List of all entities found in the data by the LM.

name	type	description
title	str	Name of the entity.
type	str	Type of the entity. By default this will be "organization", "person", "geo", or "event" unless configured differently or auto-tuning is used.
description	str	Textual description of the entity. Entities may be found in many text units, so this is an LM-derived summary of all descriptions.
text_unit_ids	str[]	List of the text units containing the entity.
frequency	int	Count of text units the entity was found within.
degree	int	Node degree (connectedness) in the graph.
x	float	X position of the node for visual layouts.

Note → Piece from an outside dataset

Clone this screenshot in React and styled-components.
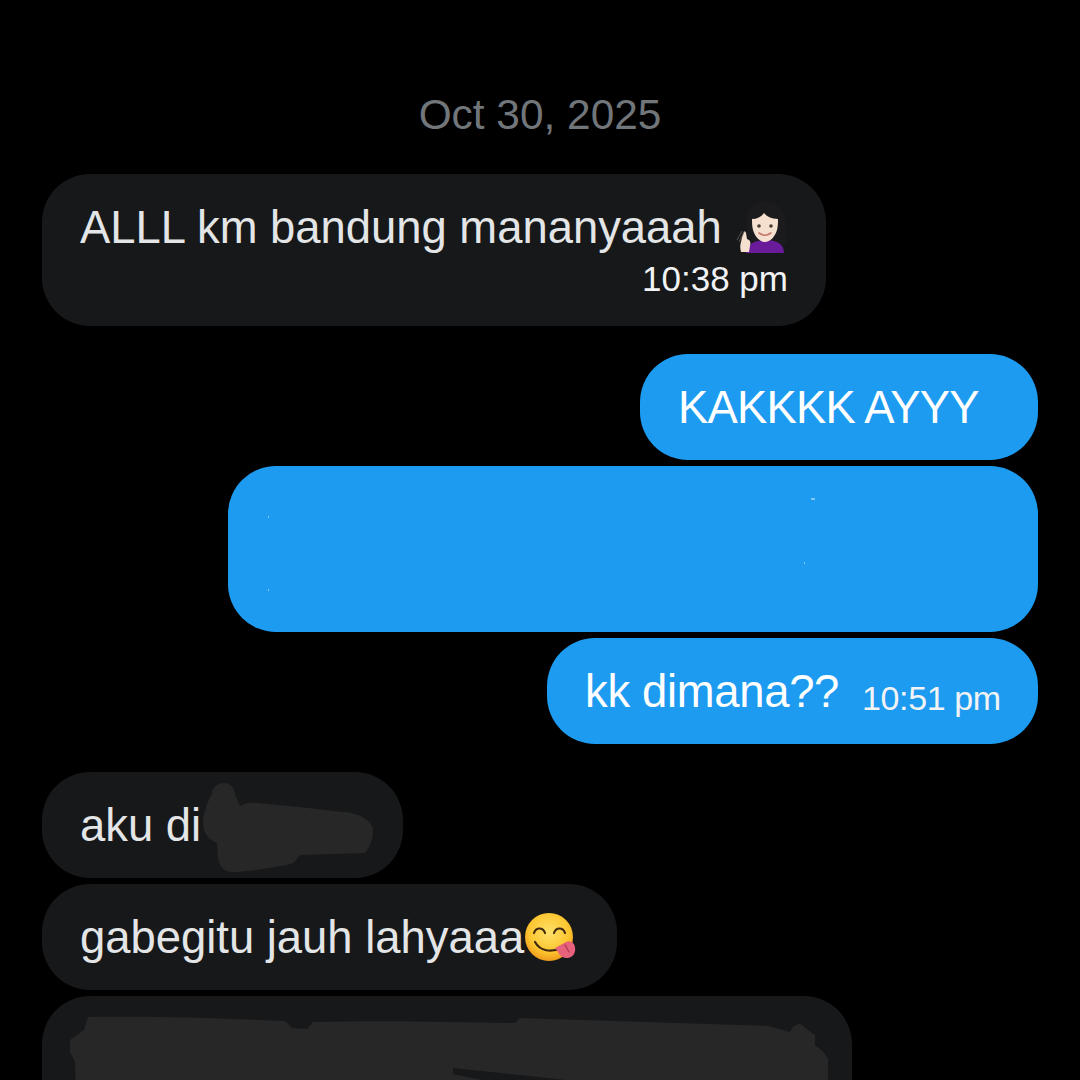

If graph embeddings and UMAP are not turned on, this will be 0.
y	float	Y position of the node for visual layouts. If graph embeddings and UMAP are not turned on, this will be 0.

relationships

List of all entity-to-entity relationships found in the data by the LM. This is also the edge list for the graph.

name	type	description
source	str	Name of the source entity.
target	str	Name of the target entity.
description	str	LM-derived description of the relationship. Also see note for entity descriptions.
weight	float	Weight of the edge in the graph. This is summed from an LM-derived "strength" measure for each relationship instance.
combined_degree	int	Sum of source and target node degrees.
text_unit_ids	str[]	List of text units the relationship was found within.

text_units

List of all text chunks parsed from the input documents.

name	type	description
text	str	Raw full text of the chunk.
n_tokens	int	Number of tokens in the chunk. This should normally match the `chunk_size` config parameter, except for the last chunk which is often shorter.
document_ids	str[]	List of document IDs the chunk came from. This is normally only 1 due to our default groupby, but for very short text documents (e.g., microblogs) it can be configured so text units span multiple documents.
entity_ids	str[]	List of entities found in the text unit.
relationships_ids	str[]	List of relationships found in the text unit.
covariate_ids	str[]	Optional list of covariates found in the text unit.